Now all the above is stuff I am only now starting to realise, through the last 26 years of my life I have been very unaware of it. These thoughts and feelings have been hidden from me, partly due to my own naivety in not recognising them and partly due to upbringing I feel. Naivety because I never sat down and gave any thought as to why I was angry one moment and laughing the next and upbringing because in my family I have never really felt close to anyone. I have two older brothers an older sister, now they are all close, very tight-knit. But I have always felt like an outsider to them, them sharing their jokes and me always looking in, usually staying silent in their conversations.

That partly my fault for not trying to interact more, but it is hard to fight familial stereotypes, in my family, I am the ‘idiot’. I have never had the good grades, or smarts like my siblings have. To be fair when I was younger I was pretty dumb so it did fit, but now as I am older I am now more rounded individual, but those stereotypes still remain.

Usually, in these moments I do feel annoyed or angry and do generally tend to bite my tongue because this is the way it has always been. I do often get things wrong even today, but I feel like I own up to them. However, sometimes like the above only reinforce past stereotypes. I acknowledge to myself that I have been wrong, and I do follow people’s advice that I feel is relevant or smart. I read lots of blogs, articles and other types of information to better enrich myself.

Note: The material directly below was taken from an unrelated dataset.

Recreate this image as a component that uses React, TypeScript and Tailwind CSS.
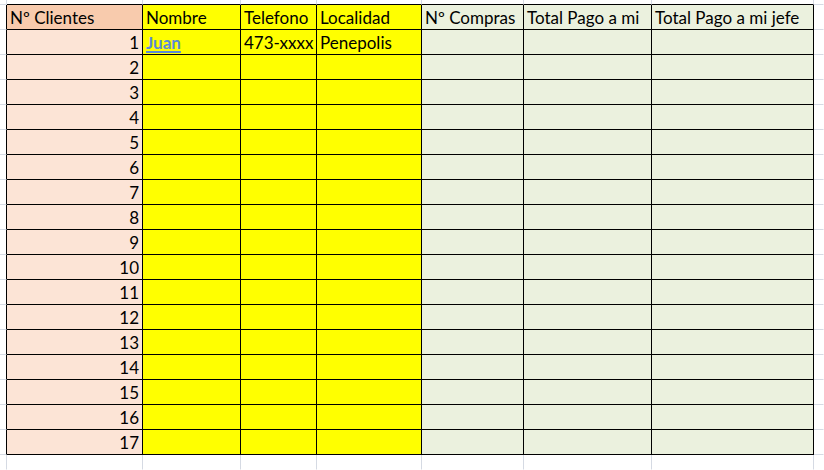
import React from 'react';

const headers = ['Nº Clientes', 'Nombre', 'Telefono', 'Localidad', 'Nº Compras', 'Total Pago a mi', 'Total Pago a mi jefe'];

const rows = Array.from({ length: 17 }, (_, i) => i + 1);

const fill = (col: number, header: boolean) => {
  if (col === 0) return header ? 'bg-[#f8cbad]' : 'bg-[#fce4d6]';
  if (col <= 3) return 'bg-[#ffff00]';
  return 'bg-[#ebf1de]';
};

const Gutter = ({ right, bottom }: { right: string; bottom: string }) => (
  <div className={`border-r border-b ${right} ${bottom}`} />
);

const App = () => {
  const cols = [0, 1, 2, 3, 4, 5, 6];

  return (
    <div
      className="grid h-[470px] w-[824px] overflow-hidden bg-white text-[17px] leading-none text-black grid-cols-[7px_136px_98px_76px_105px_102px_128px_162px_1fr] grid-rows-[5px_repeat(18,25px)_1fr]"
      style={{ fontFamily: 'Lato, "Liberation Sans", sans-serif' }}
    >
      {/* top gutter */}
      <Gutter right="border-r-[#d5dae3]" bottom="border-b-[#d5dae3]" />
      {cols.map(c => (
        <Gutter key={'t' + c} right="border-r-[#d5dae3]" bottom="border-b-black" />
      ))}
      <Gutter right="border-r-transparent" bottom="border-b-[#d5dae3]" />

      {/* header */}
      <Gutter right="border-r-black" bottom="border-b-[#d5dae3]" />
      {headers.map((h, c) => (
        <div key={h} className={`flex items-end border-r border-b border-black px-[3px] pb-[3px] whitespace-nowrap ${fill(c, true)}`}>
          {h}
        </div>
      ))}
      <Gutter right="border-r-transparent" bottom="border-b-[#d5dae3]" />

      {rows.map(n => (
        <React.Fragment key={n}>
          <Gutter right="border-r-black" bottom="border-b-[#d5dae3]" />
          {cols.map(c => (
            <div
              key={c}
              className={`flex items-end border-r border-b border-black px-[3px] pb-[3px] whitespace-nowrap ${fill(c, false)} ${c === 0 ? 'justify-end' : ''}`}
            >
              {c === 0 && n}
              {n === 1 && c === 1 && (
                <span className="font-bold text-[#5b8bd6] underline decoration-2 underline-offset-2">Juan</span>
              )}
              {n === 1 && c === 2 && '473-xxxx'}
              {n === 1 && c === 3 && 'Penepolis'}
            </div>
          ))}
          <Gutter right="border-r-transparent" bottom="border-b-[#d5dae3]" />
        </React.Fragment>
      ))}

      {/* bottom gutter */}
      <Gutter right="border-r-[#d5dae3]" bottom="border-b-transparent" />
      {cols.map(c => (
        <Gutter key={'b' + c} right="border-r-[#d5dae3]" bottom="border-b-transparent" />
      ))}
      <Gutter right="border-r-transparent" bottom="border-b-transparent" />
    </div>
  );
};

export default App;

The stereotype remains, I am an ‘idiot’. Every time before I would get angry at these comments, or certain actions others would take and they would fly under my internal rader and lodge inside myself. These lead to how my character developed I feel, turning me into a very shy and introverted individual. I am no longer shy, or at least not as shy as when I was in school. I can now hold a conversation with people, hell I help trained professionals in their own jobs now. But that was after a couple of years of work, years where I put myself in situations that I couldn’t fathom as a younger man and with in this specifically with little help from my family.

I don’t hold resentment for them, they are the way they are and I am my own way. It is only recently that I am realising all these emotions within myself and how bloody powerful they can be. how stifling and controlling of a person’s actions they can be. They if not checked can be very destructive, the can stop an individual from achieving their full potential.

I have started to meditate, not much right now but enough. I am doing 10 minutes of meditation, via an app called Headspace. It is soothing, and the guy’s voice is wonderful in the way he directs the flow of thoughts. I feel it is helping, already I can see incremental improvements in certain actions of my day. From closing the door and leaving it, I used to walk up to my road on my way to work, only to come back as I reached the end of the road and check that my door was closed. I sometimes did this as many as 10 times, it as infuriating. Now though I can see a small change, that while I still am coming back to check, it isn’t as many times as before.

It is better.

Emotions are important things, they cannot be ignored. Or if they are then they cannot be ignored for long, something will happen that will wake them. Be it because they are being used in a destructive form or because some outside force has noticed it and brought out an understanding of it.

I guess what I am saying is that we shouldn’t bottle up my emotion. While stating the above and only starting this journey, I now realise that I am still bottling up my emotions in my day to day life, and it is not good. I will get better at processing and showing my emotions. In good ways. I don’t want to jump to the other side of the spectrum and be too emotional, but right now it would be good for myself to express more.

I think one thing I realised from my previous two posts is that I do enjoy people around me, while I am not an extrovert but I do like people. My friends especially, I enjoy hanging out with them. But I don’t ever seem to tell them that, I usually do not meet often with them anymore and when we do it is usually due to a special event. That is likely due to busy lives we lead, but people even with busy lives do make time for friends and that is what I want to do.

Being around people I enjoy can help in this regards, I truly think so.

I feel like I am now stepping away from the main point which is Emotions, so, for now, I will end this post here.